Instead of exhorting their teenagers that they'll be sorry about that tattoo 10 years (or two months) down the road, parents might one day be dragging their toddlers to get tattooed. With DNA.
"DNA vaccines are very simple to make, are relatively cheap, are extremely stable and, most importantly, are safe to use," John Haanen, head of the immunotherapy group at The Netherlands Cancer Institute in Amsterdam, told BioWorld Today via email.
However, "results in humans have been disappointing in terms of induction of sizable immune responses [enough to protect against viral disease, for instance.]" For that reason, though DNA vaccines are under development for diseases including HIV and malaria, the immune response to DNA vaccines often has been both relatively slow and weak. Therefore, protein vaccines still are the predominant form of vaccination, though Haanen pointed out that they are "more difficult to make, are less stable, and may differ in efficacy between batches."
Research that Haanen and his colleagues, from The Netherlands Cancer Institute and the Johns Hopkins University in Baltimore, published online in Nature Medicine might change that. Their secret weapon: a tattoo gun.
The classic way to administer vaccines is intramuscular injection. But Haanen pointed out that "muscle is not a very good tissue for raising an immune response because it lacks all the ingredients, such as dendritic cells and other cells of the innate immune system. Skin has a natural barrier function and is densely populated with different kinds of immune cells such Langerhans cells in the epidermis and dermal DC in the dermis.
"By injecting the DNA over a large surface area, we figured we might get a better induction of an immune response," Haanen said. "Adriaan Bins, a graduate student in my lab, came up with the idea of using a tattoo device."
The researchers first used that tattoo gun to deliver a DNA plasmid encoding an epitope against influenza A, and showed that they could induce a T-cell response by delivering the vaccine in that manner. Comparing muscle and skin delivery of the same vaccine, the scientists found that muscle injection led to much greater antigen production - 10 times greater than with tattooing. The antigen also was expressed for much longer; while antigen production after muscle injection peaked after a week and was detectable for a month, tattooing led to peak antigen production after six hours that lasted for only four days.

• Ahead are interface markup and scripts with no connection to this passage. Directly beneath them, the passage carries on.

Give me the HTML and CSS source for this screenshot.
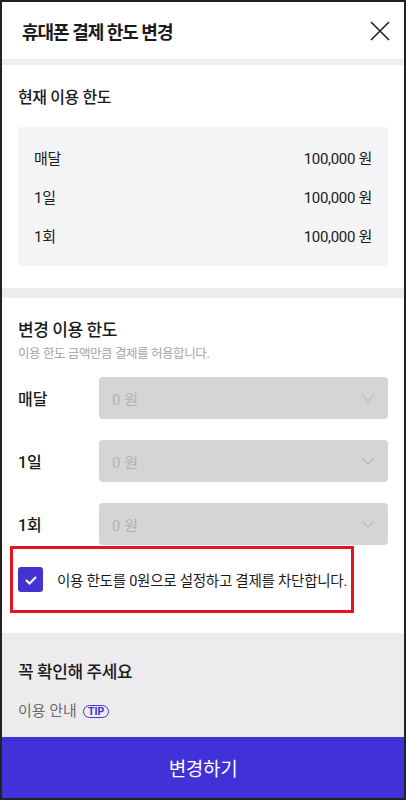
FILE: index.html
```html
<!DOCTYPE html>
<html lang="ko">
<head>
    <meta charset="UTF-8">
    <meta name="viewport" content="width=device-width, initial-scale=1.0">
    <title>휴대폰 결제 한도 변경</title>
    <link rel="stylesheet" href="styles.css">
</head>
<body>
    <div class="app">
        <div class="content">
            <!-- 상단 헤더 -->
            <header class="top-bar">
                <h1>휴대폰 결제 한도 변경</h1>
                <button class="close-btn" aria-label="닫기">
                    <svg width="20" height="20" viewBox="0 0 20 20">
                        <path d="M1 1 L19 19 M19 1 L1 19" stroke="#222" stroke-width="1.6" fill="none"/>
                    </svg>
                </button>
            </header>
            <div class="divider-thin"></div>

            <!-- 현재 이용 한도 -->
            <section class="section">
                <h2 class="section-title">현재 이용 한도</h2>
                <div class="limit-box">
                    <div class="limit-line"><span>매달</span><span>100,000 원</span></div>
                    <div class="limit-line"><span>1일</span><span>100,000 원</span></div>
                    <div class="limit-line"><span>1회</span><span>100,000 원</span></div>
                </div>
            </section>
            <div class="divider-thick"></div>

            <!-- 변경 이용 한도 -->
            <section class="section change">
                <h2 class="section-title">변경 이용 한도</h2>
                <p class="section-sub">이용 한도 금액만큼 결제를 허용합니다.</p>
                <div class="limit-form">
                    <div class="form-row">
                        <span class="form-label">매달</span>
                        <div class="select-box">
                            <span>0 원</span>
                            <svg width="14" height="8" viewBox="0 0 14 8"><path d="M1 1 L7 7 L13 1" stroke="#bdbdbd" stroke-width="1.3" fill="none"/></svg>
                        </div>
                    </div>
                    <div class="form-row">
                        <span class="form-label">1일</span>
                        <div class="select-box">
                            <span>0 원</span>
                            <svg width="14" height="8" viewBox="0 0 14 8"><path d="M1 1 L7 7 L13 1" stroke="#bdbdbd" stroke-width="1.3" fill="none"/></svg>
                        </div>
                    </div>
                    <div class="form-row">
                        <span class="form-label">1회</span>
                        <div class="select-box">
                            <span>0 원</span>
                            <svg width="14" height="8" viewBox="0 0 14 8"><path d="M1 1 L7 7 L13 1" stroke="#bdbdbd" stroke-width="1.3" fill="none"/></svg>
                        </div>
                    </div>
                </div>
                <label class="block-check">
                    <span class="checkbox">
                        <svg width="14" height="10" viewBox="0 0 14 10"><path d="M2 5 L5.5 8.5 L12 2" stroke="#fff" stroke-width="2" fill="none"/></svg>
                    </span>
                    <span>이용 한도를 0원으로 설정하고 결제를 차단합니다.</span>
                </label>
            </section>

            <!-- 꼭 확인해 주세요 -->
            <section class="notice">
                <h2 class="section-title">꼭 확인해 주세요</h2>
                <div class="notice-line">이용 안내 <span class="tip">TIP</span></div>
                <div class="notice-line">결제 유의 <span class="tip filled">TIP</span></div>
            </section>
        </div>

        <button class="submit-btn">변경하기</button>
    </div>
</body>
</html>
```

FILE: styles.css
```css
body {
    margin: 0;
    font-family: Roboto, "Noto Sans CJK KR", sans-serif;
    color: #1a1a1a;
    background-color: #fff;
}
.app {
    height: 800px;
    box-sizing: border-box;
    border: 2px solid #222;
    display: flex;
    flex-direction: column;
    overflow: hidden;
}
.content {
    flex: 1;
    overflow: hidden;
}
.top-bar {
    height: 57px;
    display: flex;
    align-items: center;
    justify-content: space-between;
    padding: 0 12px 0 20px;
}
.top-bar h1 {
    margin: 0;
    font-size: 18px;
    font-weight: 700;
    letter-spacing: -1px;
}
.close-btn {
    border: none;
    background: none;
    padding: 0;
    width: 24px;
    height: 24px;
    display: flex;
    align-items: center;
    justify-content: center;
}
.divider-thin {
    height: 6px;
    background-color: #eeeeee;
}
.divider-thick {
    height: 10px;
    background-color: #ececee;
}
.section {
    padding: 22px 16px;
}
.section-title {
    margin: 0;
    font-size: 16px;
    line-height: 22px;
    font-weight: 500;
    letter-spacing: -0.4px;
}
.limit-box {
    margin-top: 18px;
    background-color: #f4f4f6;
    border-radius: 3px;
    padding: 11px 16px;
}
.limit-line {
    display: flex;
    justify-content: space-between;
    align-items: center;
    height: 39px;
    font-size: 15px;
    letter-spacing: -0.3px;
}
.change {
    padding: 20px 16px 20px;
}
.change .section-title {
    font-size: 17px;
    line-height: 24px;
}
.section-sub {
    margin: 3px 0 0;
    font-size: 12.5px;
    line-height: 18px;
    color: #a3a3a3;
    letter-spacing: -0.4px;
}
.limit-form {
    margin-top: 14px;
    display: flex;
    flex-direction: column;
    gap: 21px;
}
.form-row {
    display: flex;
    align-items: center;
}
.form-label {
    width: 81px;
    font-size: 16px;
    font-weight: 500;
}
.select-box {
    flex: 1;
    height: 42px;
    background-color: #d5d5d5;
    border-radius: 4px;
    display: flex;
    align-items: center;
    justify-content: space-between;
    padding: 0 13px;
    font-size: 15px;
    color: #b3b3b3;
}
.block-check {
    margin: 1px 0 0 -8px;
    display: inline-flex;
    align-items: center;
    gap: 14px;
    border: 3px solid #e8141b;
    padding: 18px 4px 18px 5px;
    font-size: 14.5px;
    letter-spacing: -0.25px;
}
.checkbox {
    width: 25px;
    height: 25px;
    border-radius: 3px;
    background-color: #4433d0;
    display: flex;
    align-items: center;
    justify-content: center;
}
.notice {
    background-color: #ececee;
    padding: 27px 16px 30px;
}
.notice .section-title {
    font-size: 17px;
    line-height: 24px;
}
.notice-line {
    margin-top: 16px;
    font-size: 15px;
    line-height: 22px;
    color: #6b6b6b;
    display: flex;
    align-items: center;
    gap: 6px;
}
.tip {
    display: inline-block;
    border: 1.5px solid #4433d0;
    border-radius: 8px;
    padding: 0 4px;
    font-size: 10.5px;
    line-height: 11px;
    font-weight: 700;
    color: #4433d0;
}
.tip.filled {
    background-color: #4433d0;
    color: #fff;
}
.submit-btn {
    height: 61px;
    border: none;
    background-color: #4131d8;
    color: #fff;
    font-family: inherit;
    font-size: 19px;
    letter-spacing: -0.3px;
}
```
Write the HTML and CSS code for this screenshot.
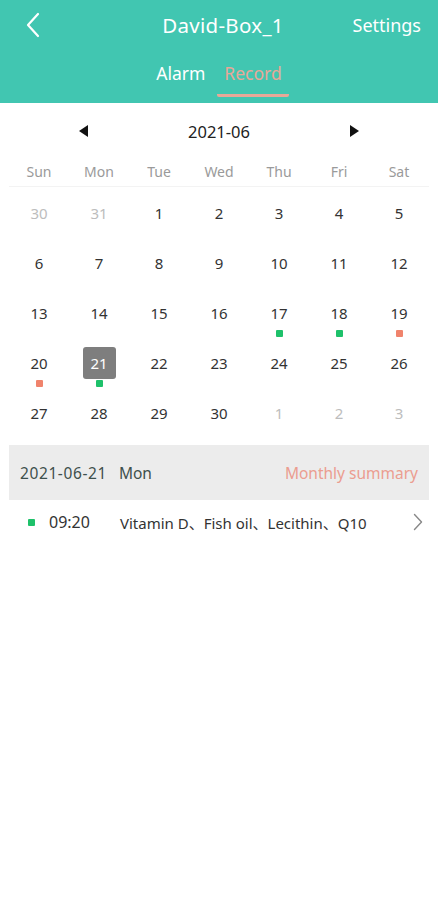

So far, those results seem to favor muscle injections; but when the researchers next tested the abilities of both methods to induce T-cell responses, a very different picture emerged. In the words of Haanen and his colleagues, "although antigen production is markedly greater upon intramuscular delivery, presentation of this antigen to na ve T cells is markedly more efficient upon intradermal DNA delivery."
While only "marginal" T-cell responses were induced by muscle injection, tattooing led to a much more robust T-cell response despite the lower levels of antigen. Vaccine delivery via tattooing also led to an antibody response to influenza A.
The researchers tested different time intervals for repeated DNA delivery and found that by vaccinating repeatedly with an interval of a few days, they could induce both T-cell and antibody responses relatively rapidly. When mice were exposed to influenza A virus 14 days after DNA vaccination, those that had been tattooed fared significantly better than their muscle-injected peers.
They also used their method to induce an immune response to tumors, and were successful there, as well. When mice first were injected with tumor cells and vaccinated a few days later, tattooed mice had much smaller tumors after two weeks than injected mice; their survival time also was about triple that of mice receiving either the injected DNA vaccine or a control tattoo vaccine.
The researchers particularly noted that their findings made the use of DNA vaccines more likely in situations in which a speedy immune response is of the essence, such as influenza, Ebola and severe acute respiratory syndrome, though Haanen didn't rule out the possibility of ultimately using the approach for routine childhood vaccinations, assuming its promise holds up. The researchers currently are performing a proof-of-principle study in a large animal model; Haanen said that preliminary results look very promising, though he also pointed out that "we have to await the final results." If those final results continue to look good, "we have planned an early phase clinical trial in melanoma patients for the beginning of next year."